A precursor and counterpart to a similar caricature of John Bull (V Osadom Polozhenii – Under Siege – September 1904), this satirical depiction of Uncle Sam was first published in Moscow in March 1904, just five weeks after the initial outbreak of hostilities.
It was an early attempt by the Russian propagandists to convey the idea that Japan would be unable to wage the present war against her Russian enemy without the heavy financial support of her “Western friends” – Great Britain and the United States. The expenditure on the war did indeed proved a heavy burden on the still nascent industrial Japanese economy and her leaders were soon forced to resort to significant foreign loans from John Bull and Uncle Sam.

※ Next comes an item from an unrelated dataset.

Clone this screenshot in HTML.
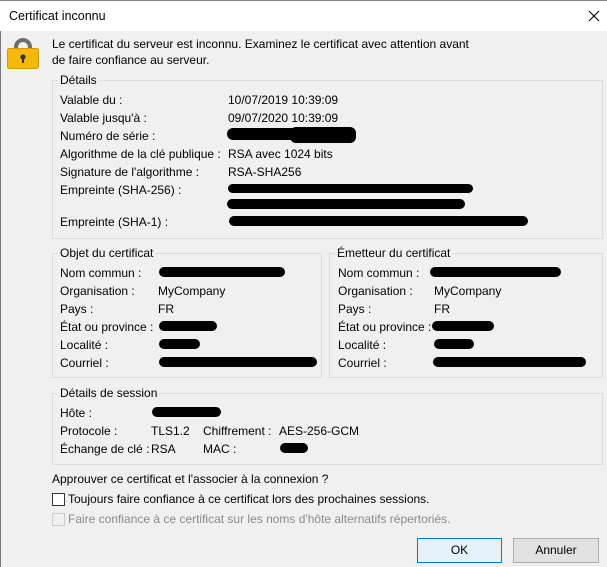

In this splendid piece of caricature, very much in the style & feel of the age-old traditional Russian lubok, a giant wirey-framed Uncle Sam, resplendently attired in top hat, red coat & tails, green chequered trousers and yellow spats, sits astride an equally large purse, which he holds firmly closed with his left hand. With his right hand he tries to protect his wallet from the combined assault of three lilliputian Japanese soldiers. At the same time, assault parties of further Japanese troops scale ladders up the sides of the purse and launch an assault up his trouser leg and into his pocket! In the background Japanese battleships patrol the coastal waters as the sun rises over the horizon. The rhyming rayeshnik-style verse below the image, which mimics a traditional folk ballad, denigrates the Japanese in both racially derogative terms and as blatant crooks & swindlers, always resorting to conniving tricks. They are also quickly running out of money and being refused loans from all quarters. The final Russian insult is to suggest that their scarce coins have actually been spent on galoshes to protect themselves from the mud of the front-line battlefields.
Refs: Yulia Mikhailova: Images of Enemy and Self: Russian Popular Prints of the Russo-Japanese War [in : Acta Slavica Iaponica, Vol 16 [1998]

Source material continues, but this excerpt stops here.